A descendant of a runaway Irish convict, James Coffee, and his wife Wikitoria Patea, Hough numbered among his ancestors some of the earliest European settlers, including Joseph Dix from the Azores and his wife Ngahiwi, Frederick Hunt from England, and the American whaler William Grinnell.

One ancestor, Nga¯ ti Tama chief Ngatuna, was among Chatham Island Ma¯ ori accused of the sacking and loss of the French whaling ship Jean Bart in 1838. He was arrested and taken to be tried in France but, shortly before the French ship anchored at Talcahuano in Chile on its return voyage, Ngatuna committed suicide. He was buried on the nearby island of Quiriquina. Despite Hough’s great efforts, his grave has never been found.

Hough himself was born and raised in Owenga, a small fishing village in the south of Chatham Island. Both his parents were islanders.

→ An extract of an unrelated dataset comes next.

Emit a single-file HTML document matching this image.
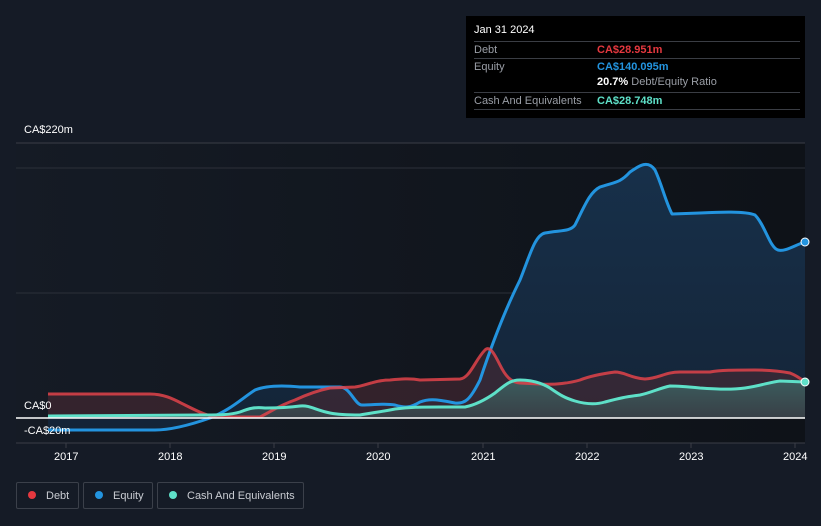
<!DOCTYPE html>
<html><head><style>
body{margin:0;width:821px;height:526px;background:#151b26;font-family:"Liberation Sans",sans-serif;overflow:hidden;position:relative}
.t{position:absolute;font-size:11px;color:#fff}
.tip{position:absolute;left:466px;top:16px;width:339px;height:102px;background:#000}
.tip .r{position:absolute;left:8px;width:326px;border-top:1px solid #3a3d44;font-size:11px;color:#9a9ea6}
.lg{position:absolute;top:482px;height:27px;border:1px solid #3b404a;border-radius:2px;color:#c9ccd2;font-size:11px;line-height:27px;box-sizing:border-box}
.lg i{display:inline-block;width:8px;height:8px;border-radius:50%;margin:0 10px 0 11px;vertical-align:-0px}
</style></head><body>
<svg width="821" height="526" style="position:absolute;left:0;top:0">
<defs>
<linearGradient id="pb" x1="0" x2="1"><stop offset="0" stop-color="#151b25"/><stop offset="1" stop-color="#0e1218"/></linearGradient>
<linearGradient id="eq" x1="0" y1="0" x2="0" y2="1"><stop offset="0" stop-color="#17304a"/><stop offset="1" stop-color="#142437"/></linearGradient>
<linearGradient id="ca" x1="0" y1="0" x2="0" y2="1"><stop offset="0" stop-color="#3d6a68" stop-opacity=".8"/><stop offset="1" stop-color="#3a4a4e" stop-opacity=".7"/></linearGradient>
</defs>
<rect x="16" y="143" width="789" height="300" fill="url(#pb)"/>
<line x1="16" y1="143" x2="805" y2="143" stroke="#3a3e47"/>
<line x1="16" y1="168" x2="805" y2="168" stroke="#2c3039"/>
<line x1="16" y1="293" x2="805" y2="293" stroke="#2c3039"/>
<line x1="16" y1="443" x2="805" y2="443" stroke="#3a3e47"/>
<g stroke="#3a3e47"><line x1="66" y1="443" x2="66" y2="448"/><line x1="170" y1="443" x2="170" y2="448"/><line x1="274" y1="443" x2="274" y2="448"/><line x1="378" y1="443" x2="378" y2="448"/><line x1="483" y1="443" x2="483" y2="448"/><line x1="587" y1="443" x2="587" y2="448"/><line x1="691" y1="443" x2="691" y2="448"/><line x1="795" y1="443" x2="795" y2="448"/></g>
<path id="e" d="M48,430 L155,430 C170,430 190,425 210,418 C230,410 240,400 255,390 C265,386 280,385 300,387 L340,387 C350,387 355,405 362,405 C375,405 385,403 395,405 C405,408 410,408 420,402 C430,398 440,400 455,403 C465,404 470,400 480,380 C490,350 505,310 520,280 C530,255 535,235 545,233 C560,230 570,232 575,225 C585,205 590,192 600,187 C615,182 620,183 630,172 C640,165 648,160 655,170 C662,185 665,200 672,214 L700,213 C720,212 745,211 755,215 C765,225 770,248 778,250 C785,252 795,245 805,242 L805,418 L48,418Z" fill="url(#eq)"/>
<path d="M48,394 L150,394 C165,394 175,400 185,405 C195,410 205,415 215,417 L260,417 C270,412 280,405 295,400 C310,393 320,390 330,388 L355,387 C365,386 375,380 390,380 C400,379 410,378 420,380 L460,379 C470,378 475,360 485,350 C490,345 495,355 500,365 C505,375 510,382 520,383 L540,384 C555,385 570,383 580,380 C590,376 600,374 615,372 C625,372 630,378 645,379 C660,378 665,372 680,372 L710,372 C720,370 735,370 755,370 C770,370 780,371 790,373 C795,375 800,378 805,382 L805,418 L48,418Z" fill="#4a2a33" fill-opacity=".6"/>
<path d="M48,416 L200,415 C220,415 230,415 240,412 C250,408 255,407 265,408 C275,408 285,408 300,406 C310,405 315,410 330,413 C340,415 350,415 360,415 C370,413 380,412 395,409 C410,407 420,407 440,407 L465,407 C475,405 485,400 495,393 C505,385 510,380 520,380 C530,380 540,382 550,388 C560,395 565,398 575,401 C585,404 595,405 605,402 C620,398 625,397 640,395 C650,393 660,388 670,386 C680,386 690,387 700,388 C715,389 730,390 745,388 C760,386 770,382 780,381 L805,382 L805,418 L48,418Z" fill="url(#ca)"/>
<g fill="none" stroke-width="3" stroke-linejoin="round">
<path d="M48,430 L155,430 C170,430 190,425 210,418 C230,410 240,400 255,390 C265,386 280,385 300,387 L340,387 C350,387 355,405 362,405 C375,405 385,403 395,405 C405,408 410,408 420,402 C430,398 440,400 455,403 C465,404 470,400 480,380 C490,350 505,310 520,280 C530,255 535,235 545,233 C560,230 570,232 575,225 C585,205 590,192 600,187 C615,182 620,183 630,172 C640,165 648,160 655,170 C662,185 665,200 672,214 L700,213 C720,212 745,211 755,215 C765,225 770,248 778,250 C785,252 795,245 805,242" stroke="#2394df"/>
<path d="M48,394 L150,394 C165,394 175,400 185,405 C195,410 205,415 215,417 L260,417 C270,412 280,405 295,400 C310,393 320,390 330,388 L355,387 C365,386 375,380 390,380 C400,379 410,378 420,380 L460,379 C470,378 475,360 485,350 C490,345 495,355 500,365 C505,375 510,382 520,383 L540,384 C555,385 570,383 580,380 C590,376 600,374 615,372 C625,372 630,378 645,379 C660,378 665,372 680,372 L710,372 C720,370 735,370 755,370 C770,370 780,371 790,373 C795,375 800,378 805,382" stroke="#e0434a" stroke-opacity=".85"/>
<path d="M48,416 L200,415 C220,415 230,415 240,412 C250,408 255,407 265,408 C275,408 285,408 300,406 C310,405 315,410 330,413 C340,415 350,415 360,415 C370,413 380,412 395,409 C410,407 420,407 440,407 L465,407 C475,405 485,400 495,393 C505,385 510,380 520,380 C530,380 540,382 550,388 C560,395 565,398 575,401 C585,404 595,405 605,402 C620,398 625,397 640,395 C650,393 660,388 670,386 C680,386 690,387 700,388 C715,389 730,390 745,388 C760,386 770,382 780,381 L805,382" stroke="#5ee0c8"/>
</g>
<line x1="16" y1="418" x2="805" y2="418" stroke="#fff" stroke-width="1.5"/>
<circle cx="805" cy="242" r="4" fill="#2394df" stroke="#fff" stroke-width="1"/>
<circle cx="805" cy="382" r="4" fill="#5ee0c8" stroke="#fff" stroke-width="1"/>
</svg>
<div class="t" style="left:24px;top:124px">CA$220m</div>
<div class="t" style="left:24px;top:400px">CA$0</div>
<div class="t" style="left:24px;top:425px">-CA$20m</div>
<div class="t" style="left:54px;top:451px">2017</div>
<div class="t" style="left:158px;top:451px">2018</div>
<div class="t" style="left:262px;top:451px">2019</div>
<div class="t" style="left:366px;top:451px">2020</div>
<div class="t" style="left:471px;top:451px">2021</div>
<div class="t" style="left:575px;top:451px">2022</div>
<div class="t" style="left:679px;top:451px">2023</div>
<div class="t" style="left:783px;top:451px">2024</div>
<div class="tip">
<div style="position:absolute;left:8px;top:8px;color:#fff;font-size:11px">Jan 31 2024</div>
<div class="r" style="top:25px;height:16px;line-height:16px">Debt<span style="position:absolute;left:123px;color:#e5383f;font-weight:bold">CA$28.951m</span></div>
<div class="r" style="top:42px;height:16px;line-height:16px">Equity<span style="position:absolute;left:123px;color:#2394df;font-weight:bold">CA$140.095m</span></div>
<div style="position:absolute;left:131px;top:60px;font-size:11px;color:#9a9ea6"><b style="color:#fff">20.7%</b> Debt/Equity Ratio</div>
<div class="r" style="top:76px;height:16px;line-height:16px;border-bottom:1px solid #3a3d44">Cash And Equivalents<span style="position:absolute;left:123px;color:#5ee0c8;font-weight:bold">CA$28.748m</span></div>
</div>
<div class="lg" style="left:16px;width:63px"><i style="background:#e5383f"></i>Debt</div>
<div class="lg" style="left:83px;width:70px"><i style="background:#2394df"></i>Equity</div>
<div class="lg" style="left:157px;width:147px"><i style="background:#5ee0c8"></i>Cash And Equivalents</div>
</body></html>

The family moved to Waitangi in 1936 when his father lost his job at the local fish factory. His mother raised the young George and his four siblings while his father, who had fought at Gallipoli and in France before being invalided home, worked as a fisherman and at the fish factory at Waitangi.

‘‘We had no money but plenty of ideas, plenty of get-up-and-go, plenty of energy,’’ Hough once said.

He showed a flair for carpentry early on in life.

He was a sickly child – influenza, pneumonia, measles, mumps, chickenpox – and music and crafting instrument­s kept him sane. He played everything he could lay his hands on, including the mandolin and the harp, and built his first instrument out of a floor polish tin and line from his brother’s fishing tackle.

He never learned to read music but could tune a piano and play any instrument he came across by ear.

He finished his schooling at year 9 when he moved to Wellington. At 15 he took work as a cabin boy on the government steamer Matai in 1946, and later served on the Richardson Line vessels loading wool off the beach with surf boats at sheep stations on the east coast of the North Island from Te Awaiti, in Wairarapa, to Hicks Bay, near East Cape.

His experience of crewing surf boats on the Chathams coast with the ship standing well out to sea stood him in good stead.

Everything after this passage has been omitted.